HA2E0: Architectural Utopias

This module intends to provide students with a basic knowledge of the ways in which architecture (as design, planning, and ideology) became one of the delegated fields in which a social, political, or cultural idea of the future could be articulated and implemented from the age of Industrial Revolution to the present day. The module will show how the ideas of theorists and visionaries ended up influencing the form of the everyday built environment around the world. The course will start by exploring the way that rapid urbanisation and industrialisation led many to seek alternative ways of living, whether by looking towards an idealised often-rural past. The module will cover many of the most influential and radical urban theorists of the last 200 years, and will show how their ideas informed the creation of new communities around the globe. It will end by asking how useful Utopian ideas are for solving the many challenges that face urban populations today.

HA2E5: Art and Disruption 1900 - Today

This module examines how modernity has been interpreted and developed in artistic practices across the world, from the early 20th century to the present. We will explore some of the ways in which art has attempted to disrupt its environment, both formally and ideologically. Adopting a comparative approach to the diversity of artistic cultures, we will study examples of modernism and contemporary art both within and beyond the dominant 'centres' of the art world in Western Europe and North America. We will ask questions such as: how have artists imagined and engaged with cultures beyond their own? How have artists resisted cultural and political imperialism? What does it mean for art to be 'contemporary'? Why did provocation become central to art in the last century?
Watch: Dr Naomi Vogt explains more about the module

HA2F8: Latin American Art and Racial Politics

On this module you will investigate how artists and thinkers have approached the idea of race, and individual racial categories, in their attempts to uphold or subvert dominant political and cultural ideologies. Racial categories and ideas of racial mixing (or mestizaje) have taken various forms across the historical epochs and vast geographical spread of Latin America. Artistic production in Latin American nations has at times highlighted, buried, and/or obfuscated racial narratives in the service of political platforms. The module will cover artists and movements from the late colonial to the contemporary period. Over the course of the term, we will look at early representations of indigenous peoples, casta paintings that codified racial hierarchies after the Spanish conquest, nineteenth-century depictions of slave labor in Brazil and the Caribbean, Modern art by Latin Americans suffering racial stigmatization in Europe, visualizations of La raza cosmica and broader indigenismo movements, and contemporary Latinx art that deals with the neglect and erasure of Latinx culture.

HA2F9: Mannerism: Art and Artistry in Sixteenth-century Europe

Mannerism defines a key historical period in European arts, bridging the Renaissance and Baroque periods, which is characterised by a shift towards an increasingly more artful, idiosyncratic approach to artistic invention and practice.
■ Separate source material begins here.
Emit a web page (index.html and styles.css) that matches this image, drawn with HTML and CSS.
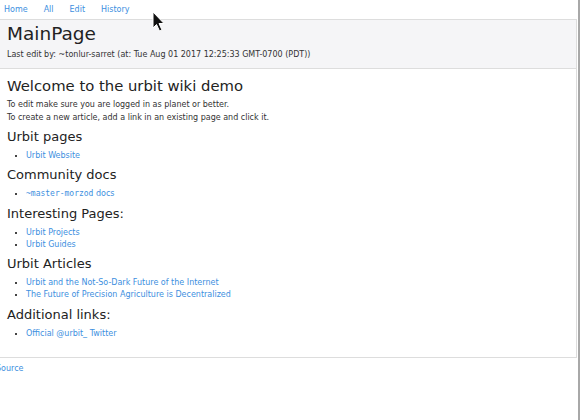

The term itself, however, is controversial, as it was forged by modern critics on the basis of the Italian sixteenth-century expression maniera (‘manner’, ‘style’). The broad aim of this module is to bring to the fore a number of critical issues raised by the many-sided notion of Mannerism, provide an in-depth examination of a large body of artists and artworks (drawings, paintings, sculptures and architecture) associated with it. The module is based on student-centred seminars, and structured in such a way that students will be invited to reflect on how their understanding of the concept of Mannerism changes throughout. It focuses on how theorists and artists developed new ways of conceiving of artistic practice, by placing unprecedented emphasis on the individual’s inventiveness and talent, and taking the ideal of beauty well beyond the rules of classical art that had prevailed in the High Renaissance. The analysis of theoretical principles elaborated by Italian treatise writers such as Vasari and Lomazzo is combined with an extensive survey of artistic practices and stylistic features that spread from Italy across Europe in the sixteenth century.